Viceroy Pezuela was replaced by General José de la Serna on January 29, 1821. In March, insurgents led by Cochrane attacked the royalist ports of Arica and Tacna. The new viceroy announced his departure from Lima on June 5, 1821, but ordered a garrison to resist the patriots in the Real Felipe Fortress; this led to the first siege of Callao. The royalist army, under General José de Canterac, left Lima for the highlands on June 25, 1821. Arenales was sent by San Martín to observe the royalist retreat, and the expedition entered Lima two days later.

==== Declaration of independence ====
In Lima, San Martín invited the population to swear an oath to the cause of independence. The Act of Independence of Peru was signed on July 15, 1821. Future minister of international relations Manuel Pérez de Tudela wrote the act. Cochrane was welcomed into Lima two days later, and San Martín proclaimed independence in the city's Plaza Mayor on July 28, 1821.

==== San Martín leaves Peru ====
De la Serna moved his headquarters to Cuzco (or Qosqo) and tried to help the royalist forces in Callao. He sent troops commanded by General José de Canterac, who arrived in Lima on September 10, 1821, and tried in vain to relief the forces of General José de la Mar at the Fortress of Real Felipe. After learning about the viceroy's new orders, Canterac left for the highlands again on September 16. The republicans pursued the retreating royalists until they reached Jauja on October 1, 1821.

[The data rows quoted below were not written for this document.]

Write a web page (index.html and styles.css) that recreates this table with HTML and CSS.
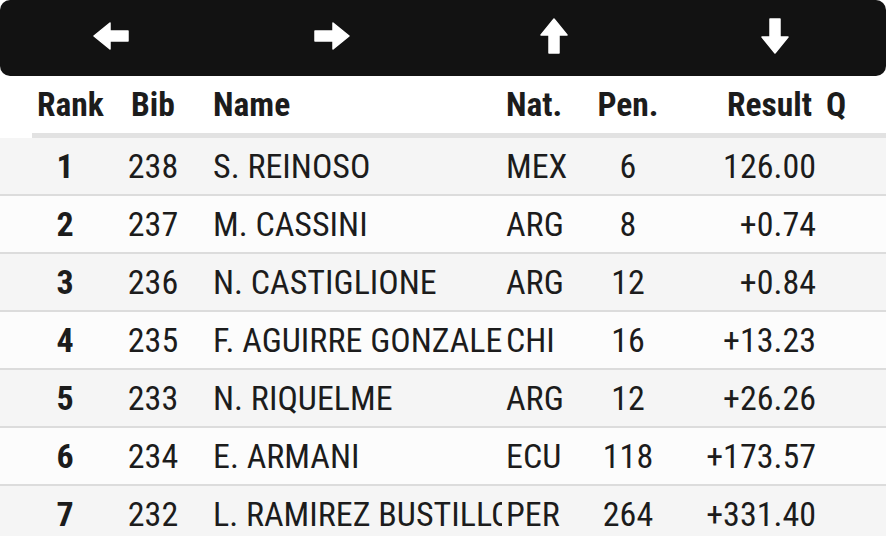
FILE: index.html
```html
<!DOCTYPE html>
<html>
<head>
<meta charset="utf-8">
<link rel="stylesheet" href="styles.css">
</head>
<body>
<div class="toolbar">
  <div class="nav-btn"><svg width="36" height="28" viewBox="0 0 36 28"><polygon points="1,14 17,1 17,9 35,9 35,19 17,19 17,27" /></svg></div>
  <div class="nav-btn"><svg width="36" height="28" viewBox="0 0 36 28"><polygon points="35,14 19,1 19,9 1,9 1,19 19,19 19,27" /></svg></div>
  <div class="nav-btn"><svg width="28" height="36" viewBox="0 0 28 36"><polygon points="14,1 27,17 19,17 19,35 9,35 9,17 1,17" /></svg></div>
  <div class="nav-btn"><svg width="28" height="36" viewBox="0 0 28 36"><polygon points="14,35 27,19 19,19 19,1 9,1 9,19 1,19" /></svg></div>
</div>
<div class="table">
  <div class="row head">
    <div class="c rank">Rank</div>
    <div class="c bib">Bib</div>
    <div class="c name">Name</div>
    <div class="c nat">Nat.</div>
    <div class="c pen">Pen.</div>
    <div class="c res">Result</div>
    <div class="c q">Q</div>
  </div>
  <div class="row odd">
    <div class="c rank">1</div><div class="c bib">238</div><div class="c name">S. REINOSO</div><div class="c nat">MEX</div><div class="c pen">6</div><div class="c res">126.00</div><div class="c q"></div>
  </div>
  <div class="row even">
    <div class="c rank">2</div><div class="c bib">237</div><div class="c name">M. CASSINI</div><div class="c nat">ARG</div><div class="c pen">8</div><div class="c res">+0.74</div><div class="c q"></div>
  </div>
  <div class="row odd">
    <div class="c rank">3</div><div class="c bib">236</div><div class="c name">N. CASTIGLIONE</div><div class="c nat">ARG</div><div class="c pen">12</div><div class="c res">+0.84</div><div class="c q"></div>
  </div>
  <div class="row even">
    <div class="c rank">4</div><div class="c bib">235</div><div class="c name">F. AGUIRRE GONZALEZ</div><div class="c nat">CHI</div><div class="c pen">16</div><div class="c res">+13.23</div><div class="c q"></div>
  </div>
  <div class="row odd">
    <div class="c rank">5</div><div class="c bib">233</div><div class="c name">N. RIQUELME</div><div class="c nat">ARG</div><div class="c pen">12</div><div class="c res">+26.26</div><div class="c q"></div>
  </div>
  <div class="row even">
    <div class="c rank">6</div><div class="c bib">234</div><div class="c name">E. ARMANI</div><div class="c nat">ECU</div><div class="c pen">118</div><div class="c res">+173.57</div><div class="c q"></div>
  </div>
  <div class="row odd">
    <div class="c rank">7</div><div class="c bib">232</div><div class="c name">L. RAMIREZ BUSTILLOS</div><div class="c nat">PER</div><div class="c pen">264</div><div class="c res">+331.40</div><div class="c q"></div>
  </div>
</div>
</body>
</html>
```
FILE: styles.css
```css
html, body {
  margin: 0;
  padding: 0;
  background: #ffffff;
}
body {
  width: 886px;
  height: 536px;
  overflow: hidden;
  font-family: "Roboto Condensed", Roboto, sans-serif;
  font-stretch: condensed;
  color: #1c1c1c;
}
.toolbar {
  display: flex;
  width: 886px;
  height: 76px;
  box-sizing: border-box;
  padding-bottom: 4px;
  background: #121212;
  border-radius: 10px;
}
.nav-btn {
  flex: 1;
  display: flex;
  align-items: center;
  justify-content: center;
}
.nav-btn svg polygon {
  fill: #ffffff;
  stroke: #ffffff;
  stroke-width: 1.5;
  stroke-linejoin: round;
}
.row {
  display: grid;
  grid-template-columns: 66px 110px 294px 88px 76px 150px 70px;
  padding-left: 32px;
  align-items: center;
  font-size: 34px;
  line-height: 1.25;
}
.head {
  height: 57px;
  background: #ffffff;
  font-weight: 700;
  font-size: 33.5px;
  border-bottom: 5px solid #e2e2e2;
  margin-left: 32px;
  padding-left: 0;
}
.odd, .even {
  height: 56px;
  border-bottom: 2px solid #dcdcdc;
}
.odd { background: #f5f5f5; }
.even { background: #fcfcfc; }
.c {
  white-space: nowrap;
}
.rank { text-align: center; font-weight: 700; }
.head .rank { text-align: left; padding-left: 5px; }
.bib { text-align: center; }
.name { padding-left: 5px; overflow: hidden; text-overflow: clip; }
.nat { text-align: left; padding-left: 4px; }
.pen { text-align: center; }
.res { text-align: right; }
.head .res { padding-right: 4px; }
.q { padding-left: 10px; }
```
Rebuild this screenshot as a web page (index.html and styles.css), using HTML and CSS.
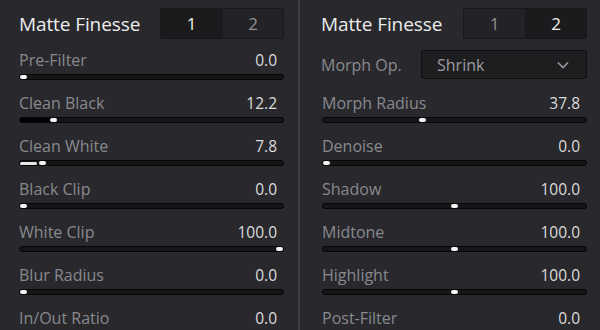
FILE: index.html
```html
<!DOCTYPE html>
<html>
<head>
<meta charset="utf-8">
<link rel="stylesheet" href="styles.css">
</head>
<body>
<div class="app">
  <section class="panel panel-left">
    <header class="head">
      <h1 class="title">Matte Finesse</h1>
      <div class="tabs">
        <div class="tab active">1</div>
        <div class="tab">2</div>
      </div>
    </header>
    <div class="row"><div class="line"><span class="label">Pre-Filter</span><span class="value">0.0</span></div>
      <div class="track"><span class="handle" style="left:0px"></span></div></div>
    <div class="row"><div class="line"><span class="label">Clean Black</span><span class="value">12.2</span></div>
      <div class="track"><span class="fill dark" style="width:32px"></span><span class="handle" style="left:30px"></span></div></div>
    <div class="row"><div class="line"><span class="label">Clean White</span><span class="value">7.8</span></div>
      <div class="track"><span class="fill light" style="width:17px"></span><span class="handle" style="left:19px"></span></div></div>
    <div class="row"><div class="line"><span class="label">Black Clip</span><span class="value">0.0</span></div>
      <div class="track"><span class="handle" style="left:0px"></span></div></div>
    <div class="row"><div class="line"><span class="label">White Clip</span><span class="value">100.0</span></div>
      <div class="track"><span class="handle" style="left:256px"></span></div></div>
    <div class="row"><div class="line"><span class="label">Blur Radius</span><span class="value">0.0</span></div>
      <div class="track"><span class="handle" style="left:0px"></span></div></div>
    <div class="row"><div class="line"><span class="label">In/Out Ratio</span><span class="value">0.0</span></div>
      <div class="track"><span class="handle" style="left:0px"></span></div></div>
  </section>
  <div class="divider"></div>
  <section class="panel panel-right">
    <header class="head">
      <h1 class="title">Matte Finesse</h1>
      <div class="tabs">
        <div class="tab">1</div>
        <div class="tab active">2</div>
      </div>
    </header>
    <div class="select-row">
      <span class="label">Morph Op.</span>
      <div class="select"><span class="select-text">Shrink</span>
        <svg class="chev" width="12" height="8" viewBox="0 0 12 8"><path d="M1 1.5 L6 6.5 L11 1.5" fill="none" stroke="#9a9a9e" stroke-width="1.6"/></svg>
      </div>
    </div>
    <div class="row"><div class="line"><span class="label">Morph Radius</span><span class="value">37.8</span></div>
      <div class="track"><span class="handle" style="left:96px"></span></div></div>
    <div class="row"><div class="line"><span class="label">Denoise</span><span class="value">0.0</span></div>
      <div class="track"><span class="handle" style="left:0px"></span></div></div>
    <div class="row"><div class="line"><span class="label">Shadow</span><span class="value">100.0</span></div>
      <div class="track"><span class="handle" style="left:128px"></span></div></div>
    <div class="row"><div class="line"><span class="label">Midtone</span><span class="value">100.0</span></div>
      <div class="track"><span class="handle" style="left:128px"></span></div></div>
    <div class="row"><div class="line"><span class="label">Highlight</span><span class="value">100.0</span></div>
      <div class="track"><span class="handle" style="left:128px"></span></div></div>
    <div class="row"><div class="line"><span class="label">Post-Filter</span><span class="value">0.0</span></div>
      <div class="track"><span class="handle" style="left:0px"></span></div></div>
  </section>
</div>
</body>
</html>
```
FILE: styles.css
```css
* { box-sizing: border-box; }
html, body { margin: 0; padding: 0; }
body {
  width: 600px;
  height: 330px;
  overflow: hidden;
  background: #28282d;
  font-family: "Open Sans", "Noto Sans", sans-serif;
}
.app {
  display: flex;
  height: 330px;
  overflow: hidden;
}
.panel {
  display: flex;
  flex-direction: column;
  padding-top: 8px;
  overflow: hidden;
}
.panel-left {
  width: 298px;
  padding-left: 19px;
  padding-right: 14px;
}
.panel-right {
  width: 300px;
  padding-left: 22px;
  padding-right: 13px;
}
.divider {
  width: 2px;
  background: #3e3e44;
}
.head {
  display: flex;
  align-items: center;
  justify-content: space-between;
  height: 31px;
  flex: none;
  margin-bottom: 10px;
}
.panel-right .head { margin-bottom: 11px; margin-left: -1px; }
.title {
  margin: 0;
  font-size: 19px;
  font-weight: 400;
  color: #ececec;
  letter-spacing: -0.1px;
}
.tabs {
  display: flex;
  height: 31px;
  border: 1px solid #18181a;
  border-radius: 2px;
  background: #18181a;
}
.tab {
  width: 61px;
  display: flex;
  align-items: center;
  justify-content: center;
  font-size: 17px;
  color: #8e8e92;
  background: #232327;
}
.tab + .tab { border-left: 1px solid #18181a; }
.tab.active {
  background: #1b1b1d;
  color: #f2f2f2;
}
.row {
  display: flex;
  flex-direction: column;
  height: 43px;
  flex: none;
}
.line {
  display: flex;
  justify-content: space-between;
  align-items: center;
  height: 22px;
  padding-right: 7px;
  margin-bottom: 3px;
}
.label {
  font-size: 16px;
  color: #898a8e;
}
.value {
  font-size: 15.5px;
  color: #dcdcdc;
}
.track {
  position: relative;
  height: 6px;
  background: #161618;
  border: 1px solid #050506;
  border-radius: 3px;
}
.fill {
  position: absolute;
  left: 0;
  top: 0;
  bottom: 0;
  border-radius: 2px;
}
.fill.dark { background: #000; }
.fill.light { background: #e6e6e6; top: 0.5px; bottom: 0.5px; }
.handle {
  position: absolute;
  top: 0;
  width: 7px;
  height: 4px;
  background: #f4f4f4;
  border-radius: 2px;
}
.select-row {
  display: flex;
  align-items: center;
  justify-content: space-between;
  height: 29px;
  flex: none;
  margin-bottom: 13px;
  margin-left: -1px;
}
.select {
  width: 166px;
  height: 29px;
  display: flex;
  align-items: center;
  justify-content: space-between;
  padding: 0 17px 0 15px;
  background: #1e1e21;
  border: 1px solid #0f0f10;
  border-radius: 3px;
}
.select-text {
  font-size: 16px;
  color: #9c9ca0;
}
.chev { display: block; }
```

In Guayaquil, Antonio José de Sucre asked San Martín for help; San Martin led the Auxiliary Expedition of Santa Cruz to Quito. At the Guayaquil Conference, San Martín and Simón Bolívar later tried to decide Peru's political fate. San Martín argued for a constitutional monarchy, and Bolivar (head of the Northern Expedition) wanted a republic; both sought independence from Spain. San Martín left Peru on September 22, 1822, and left the independence movement's command to Bolívar.

In April 1822, a Royalist incursion defeated a Republican Army in the Battle of Ica. Cochrane left Peru on May 10 (after a dispute with San Martin), and was replaced by Martin Guisse as head of the navy. In January 1823, the Republicans under General Rudecindo Alvarado experienced another defeat at the hands of the Royalists at the Battles of Torata and Moquegua.

=== Bolívar, the Northern Expedition, and the end of colonialism ===

After its declaration of independence, Peru was bogged down by royalist resistance and state instability; the coast and Northern Peru were under republican command, but the rest of the country was controlled by the royalists. Viceroy la Serna had established his capital in Cuzco, and a republican campaign by General Santa Cruz was defeated. The war did not end until military intervention from Gran Colombia. In the wake of San Martín's self-exile and military defeats under President José de la Riva Agüero, the congress appealed to Simón Bolívar for help in 1823. Bolivar arrived in Lima on December 10, 1823, to liberate all of Peru.

In 1824, an uprising in the royalist camp in Upper Peru (present-day Bolivia) paved the way for the Battles of Battle of Junín and Ayacucho. The Peruvian army won the first for Bolívar, and the second for General Antonio José de Sucre. The war ended after the last royalist holdouts surrendered the Real Felipe Fortress in 1826.

==Aftermath==

Although political dependence on Spain had ended, Peru was still economically dependent on Europe; the plunder of lands from indigenous people increased in the republican era. Indigenous domestic servants were treated inhumanely into the 20th century.

After independence, conflicts of interest in Criollo society and the ambitions of individual caudillos made governance difficult. The Peru–Bolivian Confederation was created in 1837, but it dissolved two years later amidst a military confrontation by Chile, Argentina, and Peruvian dissidents.